*Aim of the task*
Copy every line in the records below that contains the word "this".

────

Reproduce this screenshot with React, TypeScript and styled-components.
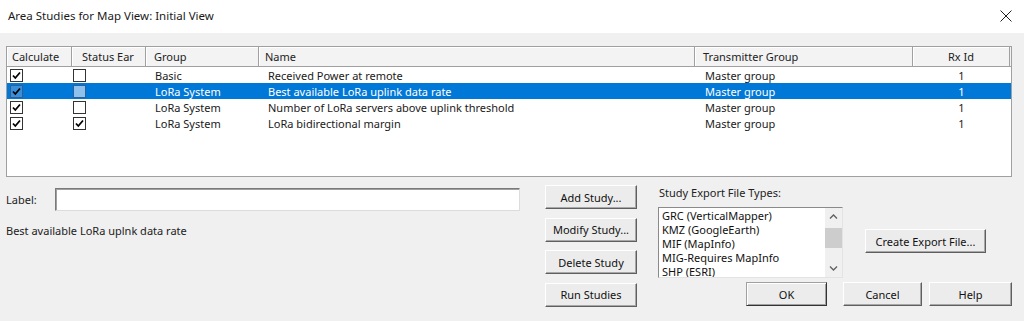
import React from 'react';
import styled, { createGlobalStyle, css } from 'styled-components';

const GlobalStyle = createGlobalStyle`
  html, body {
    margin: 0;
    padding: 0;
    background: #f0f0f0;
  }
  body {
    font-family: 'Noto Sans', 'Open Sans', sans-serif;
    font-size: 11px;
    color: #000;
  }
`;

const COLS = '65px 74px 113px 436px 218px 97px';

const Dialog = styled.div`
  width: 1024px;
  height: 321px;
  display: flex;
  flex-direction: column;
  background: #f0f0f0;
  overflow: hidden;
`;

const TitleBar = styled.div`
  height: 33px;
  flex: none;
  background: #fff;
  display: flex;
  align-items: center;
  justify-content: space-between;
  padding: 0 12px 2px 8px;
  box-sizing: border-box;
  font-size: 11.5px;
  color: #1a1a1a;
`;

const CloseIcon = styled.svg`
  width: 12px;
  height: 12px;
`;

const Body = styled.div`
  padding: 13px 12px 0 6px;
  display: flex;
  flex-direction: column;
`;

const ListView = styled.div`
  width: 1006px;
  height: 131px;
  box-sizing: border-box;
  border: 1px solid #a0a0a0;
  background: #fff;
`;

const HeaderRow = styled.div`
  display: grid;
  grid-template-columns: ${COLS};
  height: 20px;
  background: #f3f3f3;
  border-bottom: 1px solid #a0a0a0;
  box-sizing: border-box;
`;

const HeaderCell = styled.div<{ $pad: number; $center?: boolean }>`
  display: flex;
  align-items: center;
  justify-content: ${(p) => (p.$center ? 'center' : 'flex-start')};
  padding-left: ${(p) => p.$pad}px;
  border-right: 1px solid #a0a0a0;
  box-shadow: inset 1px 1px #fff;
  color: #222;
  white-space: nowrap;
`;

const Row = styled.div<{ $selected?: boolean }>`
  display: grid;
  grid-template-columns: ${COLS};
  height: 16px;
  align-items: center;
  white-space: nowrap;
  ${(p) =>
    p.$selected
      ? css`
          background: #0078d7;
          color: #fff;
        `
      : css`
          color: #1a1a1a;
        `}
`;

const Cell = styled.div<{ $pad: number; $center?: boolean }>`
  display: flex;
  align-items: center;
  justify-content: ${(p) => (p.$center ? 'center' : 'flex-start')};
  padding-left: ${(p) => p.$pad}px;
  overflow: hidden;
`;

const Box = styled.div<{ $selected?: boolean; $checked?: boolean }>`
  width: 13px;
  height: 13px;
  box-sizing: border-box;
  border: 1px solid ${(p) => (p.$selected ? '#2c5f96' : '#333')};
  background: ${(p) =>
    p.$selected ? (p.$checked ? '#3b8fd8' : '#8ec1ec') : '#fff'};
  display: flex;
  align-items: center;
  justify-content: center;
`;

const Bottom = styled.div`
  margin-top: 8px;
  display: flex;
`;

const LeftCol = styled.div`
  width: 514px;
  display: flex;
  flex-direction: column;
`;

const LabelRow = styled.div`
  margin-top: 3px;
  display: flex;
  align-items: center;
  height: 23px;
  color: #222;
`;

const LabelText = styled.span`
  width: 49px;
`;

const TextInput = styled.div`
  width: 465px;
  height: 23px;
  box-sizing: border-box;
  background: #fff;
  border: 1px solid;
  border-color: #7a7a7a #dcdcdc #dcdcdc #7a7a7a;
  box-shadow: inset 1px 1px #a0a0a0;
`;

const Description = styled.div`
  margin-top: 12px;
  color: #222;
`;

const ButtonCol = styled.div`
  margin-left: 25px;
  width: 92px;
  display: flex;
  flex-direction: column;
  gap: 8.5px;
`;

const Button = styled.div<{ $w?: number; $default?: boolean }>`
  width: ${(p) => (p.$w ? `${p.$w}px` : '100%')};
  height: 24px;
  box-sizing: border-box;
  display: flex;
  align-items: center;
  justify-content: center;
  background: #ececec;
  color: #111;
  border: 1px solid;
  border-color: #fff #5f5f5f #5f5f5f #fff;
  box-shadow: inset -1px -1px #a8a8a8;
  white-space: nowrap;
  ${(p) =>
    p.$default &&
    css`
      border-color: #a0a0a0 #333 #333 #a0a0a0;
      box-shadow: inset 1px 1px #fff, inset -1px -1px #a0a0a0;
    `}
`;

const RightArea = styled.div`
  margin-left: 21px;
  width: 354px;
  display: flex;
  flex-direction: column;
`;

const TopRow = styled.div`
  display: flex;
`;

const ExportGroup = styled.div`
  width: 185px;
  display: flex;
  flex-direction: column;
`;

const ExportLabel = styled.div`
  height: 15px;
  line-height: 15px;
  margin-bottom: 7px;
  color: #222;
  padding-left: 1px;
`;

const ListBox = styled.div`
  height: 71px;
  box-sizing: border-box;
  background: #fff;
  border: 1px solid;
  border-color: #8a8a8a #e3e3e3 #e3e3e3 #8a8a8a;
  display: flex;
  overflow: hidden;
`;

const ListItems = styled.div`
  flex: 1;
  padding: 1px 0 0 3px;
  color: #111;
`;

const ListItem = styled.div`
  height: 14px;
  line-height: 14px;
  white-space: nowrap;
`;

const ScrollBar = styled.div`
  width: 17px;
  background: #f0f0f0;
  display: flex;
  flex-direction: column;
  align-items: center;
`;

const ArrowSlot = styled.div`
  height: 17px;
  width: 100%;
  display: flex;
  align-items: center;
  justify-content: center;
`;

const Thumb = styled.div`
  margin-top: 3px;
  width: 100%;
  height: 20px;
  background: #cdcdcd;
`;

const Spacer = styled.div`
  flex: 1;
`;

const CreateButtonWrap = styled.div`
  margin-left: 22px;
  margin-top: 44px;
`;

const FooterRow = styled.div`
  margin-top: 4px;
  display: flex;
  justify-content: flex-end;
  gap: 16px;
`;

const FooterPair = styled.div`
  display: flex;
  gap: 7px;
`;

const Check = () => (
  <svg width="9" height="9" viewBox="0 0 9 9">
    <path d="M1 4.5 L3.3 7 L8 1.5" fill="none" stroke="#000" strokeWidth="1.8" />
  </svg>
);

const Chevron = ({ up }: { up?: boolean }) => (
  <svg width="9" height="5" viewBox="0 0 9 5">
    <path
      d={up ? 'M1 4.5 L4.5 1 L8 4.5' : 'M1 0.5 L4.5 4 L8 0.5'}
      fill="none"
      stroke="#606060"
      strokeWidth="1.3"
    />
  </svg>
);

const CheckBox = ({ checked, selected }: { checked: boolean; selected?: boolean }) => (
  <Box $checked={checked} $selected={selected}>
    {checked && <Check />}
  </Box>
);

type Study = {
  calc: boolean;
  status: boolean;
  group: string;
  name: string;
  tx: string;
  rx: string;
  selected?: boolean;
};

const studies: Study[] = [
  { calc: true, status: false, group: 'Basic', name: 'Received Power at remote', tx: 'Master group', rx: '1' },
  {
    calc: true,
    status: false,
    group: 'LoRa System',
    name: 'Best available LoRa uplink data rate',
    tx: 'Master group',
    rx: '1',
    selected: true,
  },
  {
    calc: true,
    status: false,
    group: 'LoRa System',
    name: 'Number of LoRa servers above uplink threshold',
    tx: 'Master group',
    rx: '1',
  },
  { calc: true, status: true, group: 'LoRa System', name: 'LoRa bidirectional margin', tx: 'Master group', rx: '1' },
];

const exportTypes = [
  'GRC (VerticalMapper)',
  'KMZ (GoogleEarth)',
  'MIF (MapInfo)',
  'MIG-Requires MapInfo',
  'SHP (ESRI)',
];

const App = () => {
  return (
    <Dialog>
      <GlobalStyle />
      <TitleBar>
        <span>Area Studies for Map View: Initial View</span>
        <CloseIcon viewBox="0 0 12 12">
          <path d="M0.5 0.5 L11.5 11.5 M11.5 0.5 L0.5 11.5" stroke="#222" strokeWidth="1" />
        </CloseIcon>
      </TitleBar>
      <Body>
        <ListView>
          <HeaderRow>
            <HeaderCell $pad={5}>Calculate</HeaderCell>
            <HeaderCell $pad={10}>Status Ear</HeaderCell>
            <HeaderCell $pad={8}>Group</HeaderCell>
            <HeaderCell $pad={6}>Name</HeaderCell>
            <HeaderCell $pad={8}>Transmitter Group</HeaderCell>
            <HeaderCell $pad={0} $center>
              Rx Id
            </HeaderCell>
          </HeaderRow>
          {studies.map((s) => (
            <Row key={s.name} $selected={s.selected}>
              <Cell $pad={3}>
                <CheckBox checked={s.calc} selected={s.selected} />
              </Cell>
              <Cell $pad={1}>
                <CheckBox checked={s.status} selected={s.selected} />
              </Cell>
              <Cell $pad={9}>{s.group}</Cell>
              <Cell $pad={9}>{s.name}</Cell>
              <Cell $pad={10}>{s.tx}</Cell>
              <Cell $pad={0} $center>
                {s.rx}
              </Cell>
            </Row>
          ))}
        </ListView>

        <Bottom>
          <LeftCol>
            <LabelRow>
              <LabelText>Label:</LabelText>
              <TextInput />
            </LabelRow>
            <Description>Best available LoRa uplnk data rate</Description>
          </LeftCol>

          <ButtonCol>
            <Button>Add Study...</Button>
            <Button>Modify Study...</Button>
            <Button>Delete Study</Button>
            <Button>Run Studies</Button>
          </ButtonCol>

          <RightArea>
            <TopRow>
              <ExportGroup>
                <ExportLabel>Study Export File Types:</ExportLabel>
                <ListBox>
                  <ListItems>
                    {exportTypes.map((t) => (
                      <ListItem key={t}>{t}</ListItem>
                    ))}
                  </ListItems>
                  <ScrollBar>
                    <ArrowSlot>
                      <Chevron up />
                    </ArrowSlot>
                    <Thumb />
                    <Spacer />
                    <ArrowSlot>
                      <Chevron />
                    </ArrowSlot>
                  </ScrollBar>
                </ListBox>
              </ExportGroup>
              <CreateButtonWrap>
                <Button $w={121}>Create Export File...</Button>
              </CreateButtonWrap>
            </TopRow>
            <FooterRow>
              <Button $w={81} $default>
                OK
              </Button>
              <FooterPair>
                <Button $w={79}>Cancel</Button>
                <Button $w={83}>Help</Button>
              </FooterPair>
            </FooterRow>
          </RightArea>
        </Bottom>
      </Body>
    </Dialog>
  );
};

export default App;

────

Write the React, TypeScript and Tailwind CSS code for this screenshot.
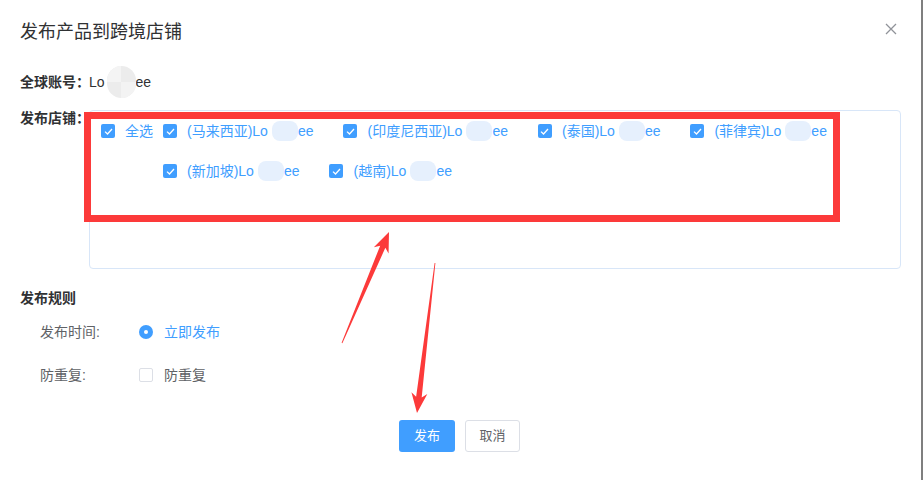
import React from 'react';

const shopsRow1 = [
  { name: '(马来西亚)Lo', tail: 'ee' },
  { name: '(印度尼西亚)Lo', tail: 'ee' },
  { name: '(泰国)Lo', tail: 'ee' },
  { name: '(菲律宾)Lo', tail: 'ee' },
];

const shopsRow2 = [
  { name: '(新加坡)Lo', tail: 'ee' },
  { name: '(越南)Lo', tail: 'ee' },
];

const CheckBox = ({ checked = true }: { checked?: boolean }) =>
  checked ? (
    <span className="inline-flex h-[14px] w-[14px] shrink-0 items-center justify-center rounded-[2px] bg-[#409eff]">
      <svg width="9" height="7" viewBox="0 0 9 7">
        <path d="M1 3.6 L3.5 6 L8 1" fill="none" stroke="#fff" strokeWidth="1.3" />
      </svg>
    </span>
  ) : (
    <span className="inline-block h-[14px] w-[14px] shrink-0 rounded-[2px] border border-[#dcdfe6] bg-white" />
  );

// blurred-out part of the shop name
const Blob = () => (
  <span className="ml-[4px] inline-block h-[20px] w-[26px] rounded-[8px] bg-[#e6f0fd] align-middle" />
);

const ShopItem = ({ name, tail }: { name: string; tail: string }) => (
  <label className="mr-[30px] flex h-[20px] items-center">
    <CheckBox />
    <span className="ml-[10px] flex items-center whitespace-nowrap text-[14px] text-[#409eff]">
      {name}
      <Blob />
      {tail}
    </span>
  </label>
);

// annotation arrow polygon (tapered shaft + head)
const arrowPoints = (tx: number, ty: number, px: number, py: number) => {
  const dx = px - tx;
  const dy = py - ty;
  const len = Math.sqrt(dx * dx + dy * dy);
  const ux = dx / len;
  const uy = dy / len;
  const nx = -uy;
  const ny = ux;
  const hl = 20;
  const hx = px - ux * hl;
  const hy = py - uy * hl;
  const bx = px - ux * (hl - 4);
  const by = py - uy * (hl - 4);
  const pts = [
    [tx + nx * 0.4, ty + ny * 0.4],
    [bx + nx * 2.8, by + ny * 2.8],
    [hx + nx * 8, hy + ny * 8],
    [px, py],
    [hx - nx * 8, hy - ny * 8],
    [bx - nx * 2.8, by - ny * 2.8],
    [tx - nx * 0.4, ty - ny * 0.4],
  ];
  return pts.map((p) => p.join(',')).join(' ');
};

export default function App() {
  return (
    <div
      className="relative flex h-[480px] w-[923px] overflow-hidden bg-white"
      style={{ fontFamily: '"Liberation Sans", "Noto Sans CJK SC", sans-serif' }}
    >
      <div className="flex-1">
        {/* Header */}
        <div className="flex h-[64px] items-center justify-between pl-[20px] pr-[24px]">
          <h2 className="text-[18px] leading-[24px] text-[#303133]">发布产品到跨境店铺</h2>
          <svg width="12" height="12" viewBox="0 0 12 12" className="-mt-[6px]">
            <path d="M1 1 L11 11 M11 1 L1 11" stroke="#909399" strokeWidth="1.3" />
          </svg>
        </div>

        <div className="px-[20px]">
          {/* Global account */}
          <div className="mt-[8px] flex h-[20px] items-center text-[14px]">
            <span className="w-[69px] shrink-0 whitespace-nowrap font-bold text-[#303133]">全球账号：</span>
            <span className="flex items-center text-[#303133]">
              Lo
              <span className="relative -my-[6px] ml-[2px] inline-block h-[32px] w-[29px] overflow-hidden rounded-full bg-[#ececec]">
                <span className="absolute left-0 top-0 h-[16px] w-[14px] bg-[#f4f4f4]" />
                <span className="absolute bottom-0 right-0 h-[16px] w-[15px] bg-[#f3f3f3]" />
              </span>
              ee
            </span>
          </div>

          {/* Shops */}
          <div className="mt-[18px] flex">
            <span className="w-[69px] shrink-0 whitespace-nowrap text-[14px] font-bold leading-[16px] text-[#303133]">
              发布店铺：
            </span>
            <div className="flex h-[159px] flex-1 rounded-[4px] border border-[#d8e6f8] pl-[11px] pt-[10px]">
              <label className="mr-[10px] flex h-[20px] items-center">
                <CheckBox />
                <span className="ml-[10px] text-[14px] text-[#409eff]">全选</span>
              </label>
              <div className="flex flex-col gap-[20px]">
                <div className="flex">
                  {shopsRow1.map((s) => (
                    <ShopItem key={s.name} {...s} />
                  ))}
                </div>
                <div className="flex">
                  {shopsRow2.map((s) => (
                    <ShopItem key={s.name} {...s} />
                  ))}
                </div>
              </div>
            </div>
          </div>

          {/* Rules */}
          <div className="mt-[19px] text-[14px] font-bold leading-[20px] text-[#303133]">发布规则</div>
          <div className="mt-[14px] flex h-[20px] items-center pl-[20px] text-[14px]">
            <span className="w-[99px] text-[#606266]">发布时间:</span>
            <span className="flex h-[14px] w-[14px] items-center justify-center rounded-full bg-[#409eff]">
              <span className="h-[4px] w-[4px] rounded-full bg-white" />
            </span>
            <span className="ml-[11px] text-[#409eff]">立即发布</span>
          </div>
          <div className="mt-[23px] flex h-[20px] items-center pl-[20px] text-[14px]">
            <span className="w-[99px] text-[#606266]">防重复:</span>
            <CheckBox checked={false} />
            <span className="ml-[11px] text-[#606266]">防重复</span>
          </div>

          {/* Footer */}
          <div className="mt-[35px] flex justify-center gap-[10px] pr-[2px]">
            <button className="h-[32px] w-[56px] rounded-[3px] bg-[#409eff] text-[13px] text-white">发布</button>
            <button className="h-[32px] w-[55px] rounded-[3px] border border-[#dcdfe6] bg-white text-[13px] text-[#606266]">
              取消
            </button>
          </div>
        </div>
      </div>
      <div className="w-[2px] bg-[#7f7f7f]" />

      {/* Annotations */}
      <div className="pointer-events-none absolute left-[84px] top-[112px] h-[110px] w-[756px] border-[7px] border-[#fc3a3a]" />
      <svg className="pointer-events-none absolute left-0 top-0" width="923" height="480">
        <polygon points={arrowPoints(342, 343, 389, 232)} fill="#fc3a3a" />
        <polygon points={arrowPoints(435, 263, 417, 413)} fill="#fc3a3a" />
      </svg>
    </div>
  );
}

────

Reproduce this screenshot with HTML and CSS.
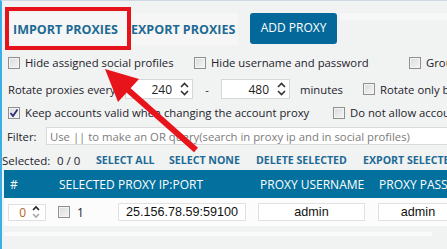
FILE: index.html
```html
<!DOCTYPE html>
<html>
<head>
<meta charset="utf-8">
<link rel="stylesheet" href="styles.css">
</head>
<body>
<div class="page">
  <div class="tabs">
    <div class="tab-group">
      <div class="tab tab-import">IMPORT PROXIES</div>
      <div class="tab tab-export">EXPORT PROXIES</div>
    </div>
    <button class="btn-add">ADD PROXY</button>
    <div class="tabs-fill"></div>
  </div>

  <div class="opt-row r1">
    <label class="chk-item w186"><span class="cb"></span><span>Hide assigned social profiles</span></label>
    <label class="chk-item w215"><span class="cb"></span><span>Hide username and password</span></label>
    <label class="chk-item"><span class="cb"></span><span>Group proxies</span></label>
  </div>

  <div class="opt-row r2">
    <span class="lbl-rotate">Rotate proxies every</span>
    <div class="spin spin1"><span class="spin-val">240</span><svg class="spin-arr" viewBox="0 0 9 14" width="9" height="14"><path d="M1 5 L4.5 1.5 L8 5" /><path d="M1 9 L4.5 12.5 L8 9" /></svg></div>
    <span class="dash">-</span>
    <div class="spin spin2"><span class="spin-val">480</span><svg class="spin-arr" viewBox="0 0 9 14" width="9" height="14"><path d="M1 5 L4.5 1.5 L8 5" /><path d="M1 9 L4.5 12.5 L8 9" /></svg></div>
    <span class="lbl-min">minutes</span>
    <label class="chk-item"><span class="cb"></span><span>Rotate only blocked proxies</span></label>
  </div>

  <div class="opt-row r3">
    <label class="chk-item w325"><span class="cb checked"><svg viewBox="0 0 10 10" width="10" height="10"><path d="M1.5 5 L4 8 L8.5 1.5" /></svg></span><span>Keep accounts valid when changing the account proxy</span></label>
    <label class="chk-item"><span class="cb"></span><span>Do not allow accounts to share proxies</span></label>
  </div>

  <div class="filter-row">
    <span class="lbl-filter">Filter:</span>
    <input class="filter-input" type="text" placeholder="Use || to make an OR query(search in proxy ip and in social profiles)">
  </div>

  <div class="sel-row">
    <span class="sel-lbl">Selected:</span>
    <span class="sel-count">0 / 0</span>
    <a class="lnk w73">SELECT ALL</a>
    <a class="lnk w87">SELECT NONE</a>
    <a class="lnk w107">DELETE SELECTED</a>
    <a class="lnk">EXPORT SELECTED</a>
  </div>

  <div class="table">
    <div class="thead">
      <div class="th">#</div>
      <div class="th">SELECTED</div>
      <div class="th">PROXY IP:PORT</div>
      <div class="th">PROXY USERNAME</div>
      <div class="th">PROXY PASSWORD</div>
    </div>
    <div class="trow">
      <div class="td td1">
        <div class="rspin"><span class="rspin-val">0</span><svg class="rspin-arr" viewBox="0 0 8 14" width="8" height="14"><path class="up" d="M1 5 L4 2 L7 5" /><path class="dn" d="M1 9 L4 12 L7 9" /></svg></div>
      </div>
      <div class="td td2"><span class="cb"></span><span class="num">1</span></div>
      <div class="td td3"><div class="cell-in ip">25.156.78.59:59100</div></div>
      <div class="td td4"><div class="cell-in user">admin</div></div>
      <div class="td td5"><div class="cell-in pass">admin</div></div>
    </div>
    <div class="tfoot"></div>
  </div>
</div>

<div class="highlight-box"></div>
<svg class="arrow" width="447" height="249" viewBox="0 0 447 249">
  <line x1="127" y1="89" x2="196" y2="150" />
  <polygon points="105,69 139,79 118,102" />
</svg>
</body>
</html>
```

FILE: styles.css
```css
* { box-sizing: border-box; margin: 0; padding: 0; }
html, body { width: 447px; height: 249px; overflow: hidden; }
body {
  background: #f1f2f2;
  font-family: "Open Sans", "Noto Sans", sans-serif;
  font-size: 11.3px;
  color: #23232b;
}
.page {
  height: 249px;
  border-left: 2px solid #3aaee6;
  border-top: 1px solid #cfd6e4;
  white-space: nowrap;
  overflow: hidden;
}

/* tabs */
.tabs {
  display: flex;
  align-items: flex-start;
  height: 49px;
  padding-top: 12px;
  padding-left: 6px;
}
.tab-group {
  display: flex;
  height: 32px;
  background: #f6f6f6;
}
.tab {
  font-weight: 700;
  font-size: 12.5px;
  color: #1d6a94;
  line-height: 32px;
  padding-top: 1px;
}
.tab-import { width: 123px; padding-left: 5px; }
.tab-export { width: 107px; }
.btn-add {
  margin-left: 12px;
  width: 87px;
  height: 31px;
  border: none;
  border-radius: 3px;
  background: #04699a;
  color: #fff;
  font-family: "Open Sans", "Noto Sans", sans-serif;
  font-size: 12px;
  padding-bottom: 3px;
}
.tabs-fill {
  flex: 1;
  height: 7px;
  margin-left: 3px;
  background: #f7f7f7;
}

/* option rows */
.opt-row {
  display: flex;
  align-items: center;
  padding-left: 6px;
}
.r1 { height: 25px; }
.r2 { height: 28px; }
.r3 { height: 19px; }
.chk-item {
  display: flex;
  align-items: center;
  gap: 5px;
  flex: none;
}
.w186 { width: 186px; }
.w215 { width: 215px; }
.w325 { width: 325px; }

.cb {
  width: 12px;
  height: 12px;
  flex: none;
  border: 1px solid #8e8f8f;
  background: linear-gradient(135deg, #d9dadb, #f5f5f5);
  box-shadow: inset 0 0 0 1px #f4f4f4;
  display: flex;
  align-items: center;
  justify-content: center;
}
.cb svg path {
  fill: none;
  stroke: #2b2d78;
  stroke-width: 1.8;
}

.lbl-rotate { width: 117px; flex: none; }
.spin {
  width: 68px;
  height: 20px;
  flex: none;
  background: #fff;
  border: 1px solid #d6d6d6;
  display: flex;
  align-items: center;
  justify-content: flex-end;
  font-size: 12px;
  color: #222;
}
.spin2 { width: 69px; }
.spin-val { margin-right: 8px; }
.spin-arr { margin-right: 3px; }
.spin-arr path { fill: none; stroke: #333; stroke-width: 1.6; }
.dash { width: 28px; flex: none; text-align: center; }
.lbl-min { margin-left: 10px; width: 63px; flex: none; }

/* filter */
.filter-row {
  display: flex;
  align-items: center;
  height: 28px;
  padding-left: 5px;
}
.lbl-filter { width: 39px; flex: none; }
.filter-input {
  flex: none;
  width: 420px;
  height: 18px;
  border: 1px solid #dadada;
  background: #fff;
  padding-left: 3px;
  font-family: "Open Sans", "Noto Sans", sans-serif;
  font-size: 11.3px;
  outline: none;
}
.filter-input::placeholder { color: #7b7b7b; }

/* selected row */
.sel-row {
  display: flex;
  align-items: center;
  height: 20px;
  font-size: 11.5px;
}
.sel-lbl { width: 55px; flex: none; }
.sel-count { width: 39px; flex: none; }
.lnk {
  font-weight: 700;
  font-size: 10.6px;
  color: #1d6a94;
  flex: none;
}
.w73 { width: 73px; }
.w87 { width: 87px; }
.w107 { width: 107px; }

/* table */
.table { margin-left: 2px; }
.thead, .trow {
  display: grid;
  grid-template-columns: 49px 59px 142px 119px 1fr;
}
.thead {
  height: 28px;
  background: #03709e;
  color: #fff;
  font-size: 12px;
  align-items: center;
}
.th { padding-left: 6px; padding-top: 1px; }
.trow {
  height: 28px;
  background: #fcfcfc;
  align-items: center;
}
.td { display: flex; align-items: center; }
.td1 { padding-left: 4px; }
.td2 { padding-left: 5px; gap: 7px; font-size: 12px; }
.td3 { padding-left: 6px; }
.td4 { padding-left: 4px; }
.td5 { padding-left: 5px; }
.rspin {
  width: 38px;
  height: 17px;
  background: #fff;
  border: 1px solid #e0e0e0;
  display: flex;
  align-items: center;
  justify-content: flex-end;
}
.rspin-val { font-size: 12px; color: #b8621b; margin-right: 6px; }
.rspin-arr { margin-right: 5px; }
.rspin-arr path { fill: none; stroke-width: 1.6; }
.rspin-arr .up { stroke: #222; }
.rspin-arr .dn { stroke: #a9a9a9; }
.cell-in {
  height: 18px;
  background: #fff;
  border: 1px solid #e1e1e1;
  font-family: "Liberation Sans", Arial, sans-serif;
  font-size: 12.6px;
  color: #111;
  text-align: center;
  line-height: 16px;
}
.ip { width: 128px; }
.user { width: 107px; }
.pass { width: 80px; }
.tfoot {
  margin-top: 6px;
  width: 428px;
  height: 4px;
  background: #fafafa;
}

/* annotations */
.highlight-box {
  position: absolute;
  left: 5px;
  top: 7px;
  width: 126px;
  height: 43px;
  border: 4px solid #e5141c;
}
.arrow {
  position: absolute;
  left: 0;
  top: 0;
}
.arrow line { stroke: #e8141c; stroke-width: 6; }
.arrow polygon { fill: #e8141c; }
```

────

*Solved problem*
Reproduce this screenshot with React, TypeScript and styled-components.
Write the React, TypeScript and Tailwind CSS code for this screenshot.
Reproduce this screenshot with HTML and CSS.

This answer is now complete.